Eh, the downgrade was more a reflection of the pathetic ratings companies, the "Wall Street equivalent of the LA Clippers" as Nate Silver so aptly put it.  The US can and will pay, and everyone knows it.  The US economy is just so staggeringly huge - Walmart's revenue last year was about the same as the GDP of Sweden - the even if the political system is broken, they can still pay back debt eventually.

A credit rating is not determined by the size of an economy, but upon default risk and inflationary risk. At 100% debt to GDP, deficits of 37.5% of the annual budget, more monetization scheduled, an aging population, engaged in multiple wars, the United States certainly represents an inflationary risk. You must be getting your opinion spoon fed directly from the Treasury Dept.

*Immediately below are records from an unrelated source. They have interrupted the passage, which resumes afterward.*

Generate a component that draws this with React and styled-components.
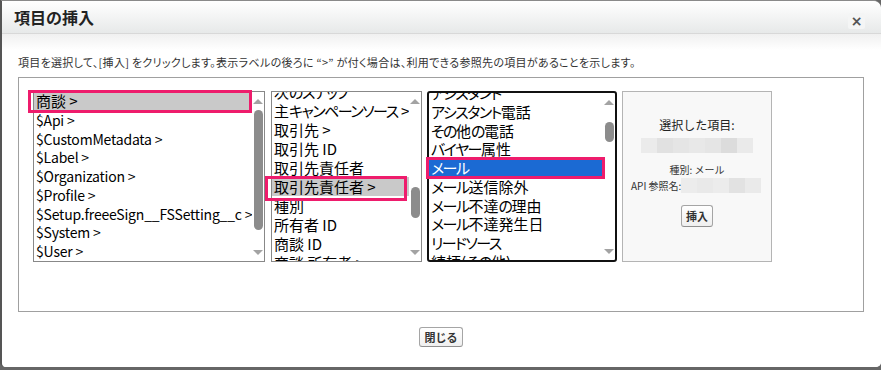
import React from "react";
import styled, { createGlobalStyle } from "styled-components";

const FONT = `"Noto Sans CJK JP", "Noto Sans", sans-serif`;

const Global = createGlobalStyle`
  html, body { margin: 0; padding: 0; background: #666; }
  body { font-family: ${FONT}; }
  * { box-sizing: border-box; }
`;

const Dialog = styled.div`
  width: 881px;
  height: 367px;
  background: #fff;
  border-left: 2px solid #555;
  border-top: 1px solid #8a8a8a;
  border-radius: 0 8px 5px 5px;
  overflow: hidden;
  display: flex;
  flex-direction: column;
`;

const Header = styled.div`
  height: 33px;
  flex: none;
  border-bottom: 1px solid #d8d8d8;
  background: linear-gradient(#ffffff, #e7e9e9);
  display: flex;
  align-items: flex-start;
  justify-content: space-between;
  padding: 0 16px 0 12px;
`;

const Title = styled.h1`
  margin: 5px 0 0;
  font-size: 16px;
  line-height: 22px;
  font-weight: bold;
  color: #222;
  font-family: ${FONT};
`;

const CloseBtn = styled.div`
  margin-top: 12px;
  width: 17px;
  height: 16px;
  border-radius: 2px;
  background: #f4f5f5;
  color: #555;
  font-size: 14px;
  line-height: 16px;
  font-weight: bold;
  text-align: center;
  font-family: "DejaVu Sans", sans-serif;
`;

const Body = styled.div`
  flex: 1;
  display: flex;
  flex-direction: column;
  padding: 0 17px 0 16px;
  background: linear-gradient(#f0f0f0 0, #ffffff 16px);
`;

const Instruction = styled.p`
  margin: 21px 0 8px;
  font-size: 11px;
  line-height: 14px;
  letter-spacing: 0.3px;
  color: #333;
  font-feature-settings: "palt";
  white-space: nowrap;
`;

const OuterBox = styled.div`
  height: 235px;
  border: 1px solid #a0a0a0;
  padding: 13px 14px;
  display: flex;
  align-items: flex-start;
`;

const ListBox = styled.div`
  position: relative;
  flex: none;
  width: ${(p) => p.$w}px;
  height: 171px;
  margin-left: ${(p) => p.$ml || 0}px;
  border: ${(p) => (p.$focus ? "2px solid #111" : "1px solid #888")};
  border-radius: ${(p) => (p.$focus ? "3px" : "0")};
  background: #fff;
  display: flex;
`;

const Viewport = styled.div`
  flex: 1;
  overflow: hidden;
  min-width: 0;
`;

const Items = styled.div`
  margin-top: ${(p) => p.$offset || 0}px;
`;

const Item = styled.div`
  height: ${(p) => p.$h}px;
  line-height: ${(p) => p.$h}px;
  font-size: ${(p) => (p.$latin ? 14 : 15)}px;
  letter-spacing: ${(p) => (p.$latin ? "-0.2px" : "0")};
  font-feature-settings: "palt";
  padding-left: 2px;
  white-space: nowrap;
  color: ${(p) => (p.$sel === "blue" ? "#fff" : "#000")};
  background: ${(p) =>
    p.$sel === "gray" ? "#c9c9c9" : p.$sel === "blue" ? "#1b6ad3" : "transparent"};
`;

const Kana = styled.span`
  letter-spacing: -1.5px;
`;

const Track = styled.div`
  width: 12px;
  flex: none;
  display: flex;
  flex-direction: column;
  align-items: center;
`;

const ArrowBox = styled.div`
  height: 18px;
  flex: none;
  display: flex;
  align-items: center;
  justify-content: center;
`;

const ArrowUp = styled.div`
  width: 0;
  height: 0;
  border-left: 5px solid transparent;
  border-right: 5px solid transparent;
  border-bottom: 5px solid #a3a3a3;
`;

const ArrowDown = styled.div`
  width: 0;
  height: 0;
  border-left: 5px solid transparent;
  border-right: 5px solid transparent;
  border-top: 5px solid #a3a3a3;
`;

const ThumbSpace = styled.div`
  flex: 1;
  width: 100%;
  display: flex;
  flex-direction: column;
  align-items: center;
  padding-top: ${(p) => p.$top}px;
`;

const Thumb = styled.div`
  width: 9px;
  height: ${(p) => p.$h}px;
  border-radius: 5px;
  background: #8c8c8c;
`;

const Annotation = styled.div`
  position: absolute;
  left: ${(p) => p.$l}px;
  top: ${(p) => p.$t}px;
  width: ${(p) => p.$w}px;
  height: ${(p) => p.$h}px;
  border: 3px solid #ee1c6c;
  pointer-events: none;
`;

const Panel = styled.div`
  flex: none;
  width: 150px;
  height: 171px;
  margin-left: 5px;
  border: 1px solid #b4b4b4;
  background: #f8f8f8;
  display: flex;
  flex-direction: column;
  align-items: center;
  padding-top: 25px;
  color: #222;
`;

const PanelTitle = styled.div`
  font-size: 12px;
  line-height: 16px;
`;

const Blur = styled.div`
  display: flex;
  height: 15px;
  margin-top: ${(p) => p.$mt || 0}px;
`;

const BlurCell = styled.div`
  width: 16px;
  height: 100%;
  background: ${(p) => p.$c};
`;

const SmallText = styled.div`
  font-size: 10px;
  line-height: 14px;
  margin-top: 10px;
  color: #333;
`;

const ApiRow = styled.div`
  align-self: flex-start;
  margin-left: 8px;
  margin-top: 1px;
  display: flex;
  align-items: center;
  font-size: 10px;
  line-height: 15px;
  color: #333;
`;

const Btn = styled.button`
  font-family: ${FONT};
  font-weight: bold;
  font-size: ${(p) => p.$fs || 11}px;
  color: #333;
  height: ${(p) => p.$h}px;
  width: ${(p) => p.$w}px;
  margin-top: ${(p) => p.$mt || 0}px;
  padding: 0;
  border: 1px solid #a5a5a5;
  border-bottom-color: #8f8f8f;
  border-radius: 3px;
  background: linear-gradient(#ffffff, #efefef);
  line-height: 1;
`;

const Footer = styled.div`
  display: flex;
  justify-content: center;
  padding-top: 15px;
`;

function Scrollbar({ top, h }) {
  return (
    <Track>
      <ArrowBox>
        <ArrowUp />
      </ArrowBox>
      <ThumbSpace $top={top}>
        <Thumb $h={h} />
      </ThumbSpace>
      <ArrowBox>
        <ArrowDown />
      </ArrowBox>
    </Track>
  );
}

const isLatin = (t) => /^[\x00-\x7f]+$/.test(t);

function Label({ text }) {
  const parts = text.split(/([\u3040-\u30ff]+)/);
  return parts.map((p, i) =>
    /^[\u3040-\u30ff]+$/.test(p) ? <Kana key={i}>{p}</Kana> : <React.Fragment key={i}>{p}</React.Fragment>
  );
}

function List({ items, sel, selKind, w, ml, focus, offset, rowH, thumbTop, thumbH, ann }) {
  return (
    <ListBox $w={w} $ml={ml} $focus={focus}>
      <Viewport>
        <Items $offset={offset}>
          {items.map((t, i) => (
            <Item
              key={i}
              $h={rowH}
              $latin={isLatin(t)}
              $sel={i === sel ? selKind : undefined}
            >
              <Label text={t} />
            </Item>
          ))}
        </Items>
      </Viewport>
      <Scrollbar top={thumbTop} h={thumbH} />
      {ann && <Annotation $l={ann[0]} $t={ann[1]} $w={ann[2]} $h={ann[3]} />}
    </ListBox>
  );
}

const list1 = [
  "商談 >",
  "$Api >",
  "$CustomMetadata >",
  "$Label >",
  "$Organization >",
  "$Profile >",
  "$Setup.freeeSign__FSSetting__c >",
  "$System >",
  "$User >",
];

const list2 = [
  "次のステップ",
  "主キャンペーンソース >",
  "取引先 >",
  "取引先 ID",
  "取引先責任者",
  "取引先責任者 >",
  "種別",
  "所有者 ID",
  "商談 ID",
  "商談 所有者 >",
];

const list3 = [
  "アシスタント",
  "アシスタント電話",
  "その他の電話",
  "バイヤー属性",
  "メール",
  "メール送信除外",
  "メール不達の理由",
  "メール不達発生日",
  "リードソース",
  "続柄(その他)",
];

const blur1 = ["#ebebeb", "#e1e1e1", "#e5e5e5", "#e8e8e8", "#e5e5e5", "#dcdcdc", "#eaeaea"];
const blur2 = ["#ececec", "#e9e9e9", "#ececec", "#e2e2e2", "#eaeaea"];

export default function App() {
  return (
    <>
      <Global />
      <Dialog>
        <Header>
          <Title>項目の挿入</Title>
          <CloseBtn>×</CloseBtn>
        </Header>
        <Body>
          <Instruction>
            項目を選択して、[挿入] をクリックします。表示ラベルの後ろに “&gt;” が付く場合は、利用できる参照先の項目があることを示します。
          </Instruction>
          <OuterBox>
            <List
              items={list1}
              sel={0}
              selKind="gray"
              w={232}
              rowH={18.75}
              offset={0}
              thumbTop={0}
              thumbH={120}
              ann={[-6, -2, 224, 23]}
            />
            <List
              items={list2}
              sel={5}
              selKind="gray"
              w={151}
              ml={6}
              rowH={19}
              offset={-10.5}
              thumbTop={77}
              thumbH={31}
              ann={[-7, 84, 142, 25]}
            />
            <List
              items={list3}
              sel={4}
              selKind="blue"
              w={190}
              ml={5}
              focus
              rowH={18.75}
              offset={-9}
              thumbTop={11}
              thumbH={20}
              ann={[-3, 64, 179, 22]}
            />
            <Panel>
              <PanelTitle>選択した項目:</PanelTitle>
              <Blur $mt={5}>
                {blur1.map((c, i) => (
                  <BlurCell key={i} $c={c} />
                ))}
              </Blur>
              <SmallText>種別: メール</SmallText>
              <ApiRow>
                API 参照名:
                <Blur>
                  {blur2.map((c, i) => (
                    <BlurCell key={i} $c={c} />
                  ))}
                </Blur>
              </ApiRow>
              <Btn $w={32} $h={22} $mt={12} $fs={11}>
                挿入
              </Btn>
            </Panel>
          </OuterBox>
          <Footer>
            <Btn $w={44} $h={20}>
              閉じる
            </Btn>
          </Footer>
        </Body>
      </Dialog>
    </>
  );
}
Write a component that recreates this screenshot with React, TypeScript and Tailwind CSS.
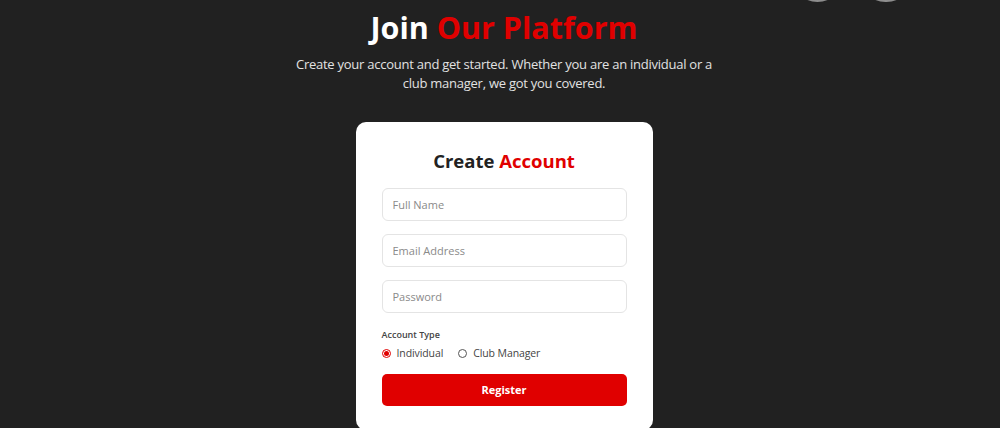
import React, { useState } from 'react';

type AccountType = 'individual' | 'club';

const Field: React.FC<{ placeholder: string; type?: string }> = ({ placeholder, type = 'text' }) => (
  <input
    type={type}
    placeholder={placeholder}
    className="w-full h-[33px] rounded-[6px] border border-[#e4e4e4] bg-white px-[10px] text-[11px] text-[#333] placeholder:text-[#8a8a8a] outline-none"
  />
);

export default function App() {
  const [accountType, setAccountType] = useState<AccountType>('individual');

  const radioClass = (t: AccountType) =>
    accountType === t
      ? 'w-[9px] h-[9px] rounded-full border border-[#e00000] flex items-center justify-center'
      : 'w-[9px] h-[9px] rounded-full border border-[#555] flex items-center justify-center';

  return (
    <div
      className="relative w-full h-[428px] overflow-hidden bg-[#212121] pl-[8px] flex flex-col items-center"
      style={{ fontFamily: '"Open Sans", Lato, sans-serif' }}
    >
      {/* cut-off decorations at the top right */}
      <div className="absolute left-[791px] top-[-51px] w-[53px] h-[53px] rounded-full bg-[radial-gradient(circle_at_50%_55%,#e0e0e0,#8a8a8a_60%,#2a2a2a)]" />
      <div className="absolute left-[859px] top-[-51px] w-[54px] h-[53px] rounded-full bg-[radial-gradient(circle_at_50%_55%,#e0e0e0,#8a8a8a_60%,#2a2a2a)]" />

      <h1 className="mt-[8px] text-[30.5px] leading-[38px] font-bold text-white">
        Join <span className="text-[#e00000]">Our Platform</span>
      </h1>
      <p className="mt-[9px] w-[430px] text-center text-[13px] tracking-[-0.25px] leading-[19px] text-[#e2e2e2]">
        Create your account and get started. Whether you are an individual or a club manager, we got you covered.
      </p>

      <div className="mt-[29px] w-[297px] rounded-[10px] bg-white px-[26px] pt-[26px] pb-[24px]">
        <h2 className="text-center text-[18.5px] leading-[26px] font-bold text-[#222]">
          Create <span className="text-[#e00000]">Account</span>
        </h2>
        <div className="mt-[14px] flex flex-col gap-[13px]">
          <Field placeholder="Full Name" />
          <Field placeholder="Email Address" type="email" />
          <Field placeholder="Password" type="password" />
        </div>

        <div className="mt-[15px] text-[9px] leading-[13px] font-semibold text-[#444]">Account Type</div>
        <div className="mt-[5px] flex items-center gap-[15px] text-[10.5px] tracking-[-0.1px] text-[#444]">
          <button className="flex items-center gap-[6px]" onClick={() => setAccountType('individual')}>
            <span className={radioClass('individual')}>
              {accountType === 'individual' && <span className="w-[5px] h-[5px] rounded-full bg-[#e00000]" />}
            </span>
            Individual
          </button>
          <button className="flex items-center gap-[6px]" onClick={() => setAccountType('club')}>
            <span className={radioClass('club')}>
              {accountType === 'club' && <span className="w-[5px] h-[5px] rounded-full bg-[#e00000]" />}
            </span>
            Club Manager
          </button>
        </div>

        <button className="mt-[12px] w-full h-[32px] rounded-[5px] bg-[#e00000] text-white text-[11px] font-bold">
          Register
        </button>
      </div>
    </div>
  );
}
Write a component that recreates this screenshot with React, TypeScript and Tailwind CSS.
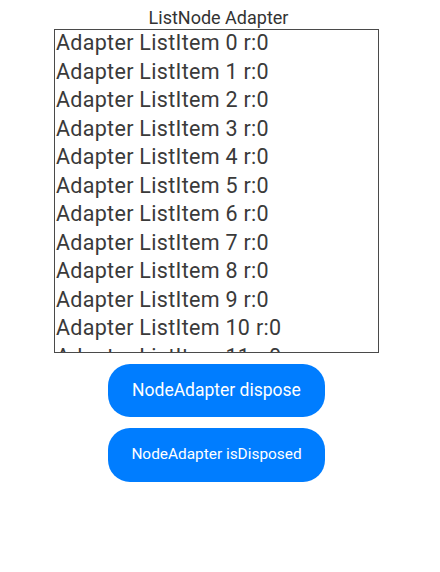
const items = Array.from({ length: 14 }, (_, i) => `Adapter ListItem ${i} r:0`);

function App() {
  return (
    <div
      className="flex flex-col bg-white w-[440px] h-[572px]"
      style={{ fontFamily: 'Roboto, "Noto Sans", sans-serif' }}
    >
      <p className="h-[29px] pt-[7px] text-center text-[18px] leading-[22px] text-[#333] ml-[-3px]">
        ListNode Adapter
      </p>
      <div className="w-[325px] h-[324px] border border-[#4a4a4a] overflow-hidden ml-[54px]">
        {items.map((item) => (
          <div
            key={item}
            className="h-[28.5px] pl-[1px] text-[21.5px] leading-[25px] tracking-[0.3px] text-[#3a3a3a] whitespace-nowrap"
          >
            {item}
          </div>
        ))}
      </div>
      <div className="flex flex-col gap-[11px] mt-[11px] ml-[108px]">
        <button className="w-[217px] h-[53px] rounded-[22px] bg-[#007dff] text-white text-[17.5px]">
          NodeAdapter dispose
        </button>
        <button className="w-[217px] h-[54px] rounded-[22px] bg-[#007dff] text-white text-[15.4px]">
          NodeAdapter isDisposed
        </button>
      </div>
    </div>
  );
}

export default App;
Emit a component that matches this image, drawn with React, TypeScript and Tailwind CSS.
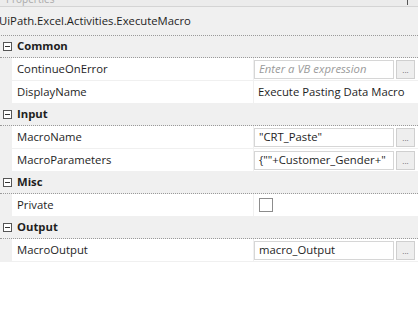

AA+ was grossly generous.

I see what you're saying in theory, but practice appears to disagree, with the inflation rate down since 2000, when the US had 60% debt to GDP ratio, a $236 billion surplus, and zero wars:


It seems clear to me that there's more to exchange rates than your theory.  My thought is that exchange rates reflect who's the least fucked-up of countries, not who's the best.  And while the US is undoubtedly dysfunctional, the EU is even more fucked with a lack of meaningful regional monetary policy, and a commitment to austerity that's strangling their economy.

And for whatever it's worth, I'm a Krugman and Roosevelt Institute fan.